Kwame Appiah's The Lies that Bind (2018)
In my own California county, I notice clear distinctions when I drive 15 minutes in any direction, with Sunnyvale "belonging" to Indian-owned businesses, Cupertino "belonging" to Taiwanese-owned businesses, and East San Jose "belonging" to Vietnamese-owned businesses. Like DuBois, I, too, have seen minority Jews succeeding through voluntary separation, though in my case, I had argued other minorities ought to follow the same example in America. In the end, regardless of profession or location, the catalyst for self-segregation remains the same: a lack of trust in institutions, especially police and courts, increases the likelihood self-segregation will provide favorable outcomes, leading to a rise in the informal economy, which eventually weakens social cohesion and inhibits formal economic activity. 

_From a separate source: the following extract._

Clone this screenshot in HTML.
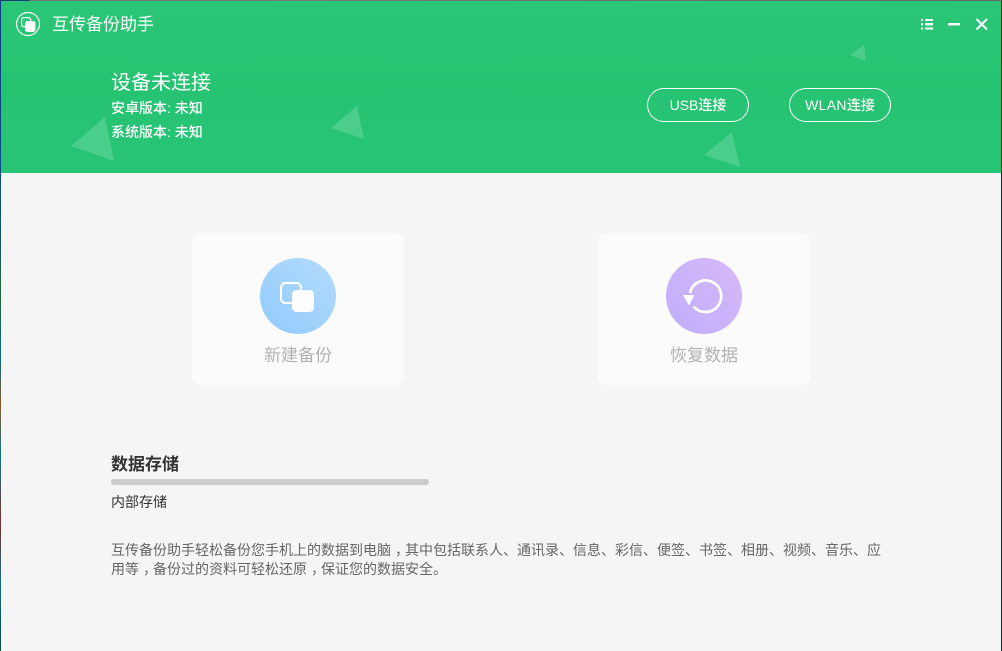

Some countries understand this phenomenon well. Singapore, one of the world's most diverse countries, has taken so many measures to signal integrity, its overreach is sometimes comical--though no one can argue with its success. Like everywhere else, Singapore can be clannish; after all, its Chinese population was famously "kicked out" of Malaysia, and its experience with riots in 1964 led to its founder insisting "on a multiracial, multireligious, multicultural model to provide a cohesive identity for the new nation." (Kwame Appiah, The Lies that Bind Us (2018), hardcover, pp. 93) Despite its hallowed status as SE Asia's least corrupt country, most Singaporean experts have not fully connected their tough social harmony laws with a lack of entrenched mafia or a black market. Why not? Given the West's history, where racial subjugation and slavery have been based on widely publicized theories of inferiority, Western-educated graduates tend to focus on laws relating to "free speech" or race more than others, missing the fact that Singapore's laws restricted all non-modern behavior--to the point of fining residents in their own condominiums for being naked. (LKY, a lawyer educated in London, had no patience for those wishing to maintain "backwards" kampong behavior.) Somehow, Singapore knew it first had to establish social harmony then economic success, especially if it demanded sacrifices from most of its residents. 

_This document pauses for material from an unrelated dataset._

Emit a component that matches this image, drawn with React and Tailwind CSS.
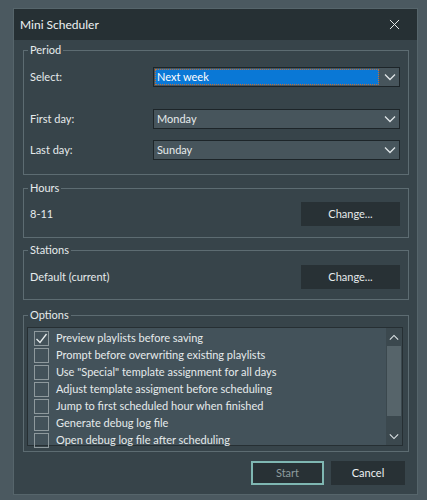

Oddly enough, when modern thinkers today argue multiculturalism has failed, they do not cite poorly distributed government funding, inadequate governmental hiring practices, or convergence between vested political interests and historically one-race residency. They certainly do not point to their own failures of institutional integrity, causing either intentional or unintentional misdirection and further strengthening separatists, who often overlap with racists. The popular solution to modern society's ailments has been more meritocracy; however, elevated debt levels in both private and public markets have effectively propped up existing institutions regardless of merit, thereby entrenching the status quo. 
Appiah's The Lies that Bind (2018)
Indeed, any country where a man can borrow billions of dollars to invest in real estate under a tax code favoring such investments, then become president primarily on such a basis, means wealth and banking have become divorced from societal good. The effects of such a result are not only a coarsening of culture and greater skepticism of the kind of public-private partnerships making Singapore and China successful, but disillusionment, especially among young adults. 

As I write, I am reminded of 12 year-old Cassius Clay being assisted by Louisville police officer Joe Martin in a state prohibiting race-mixing in social venues, public parks, recreation centers, schools, and public transportation (one reason Cassius must have been so distraught over his lost bicycle). What was it that made Officer Martin look at a scrawny, tearful boy, realize the bike was gone for good, and decide he had to make sure this kid wouldn't lose hope? Why did the same conservative legal Establishment in that same Louisville city continue to protect the teenager when he was no longer Cassius Clay but a man with a foreign name and an unfamiliar religion? How did one Southern city looked down upon by Northerners look out for a boy different from themselves and then a man even more different than the boy? It must be because social cohesion and integrity, whether in Singapore in 2001 or Kentucky in 1954, are the stewards of any successful enterprise, cities included, and authority, when just, can prevail in spite of written laws or because of them. 
From Louisville's Muhammad Ali Museum, featuring meritocracy in action.
I do not claim to know all the reasons some communities succeed while others fail. I do know, however, the more Americans continue their current path, where they do not learn from Singapore and its foundation of informally and formally enforced social harmony and also from Louisville's refusal to allow formal laws to dictate social outcomes, the more they create a society where a Schwinn bike is just another bicycle, and a police officer's badge just another piece of tin.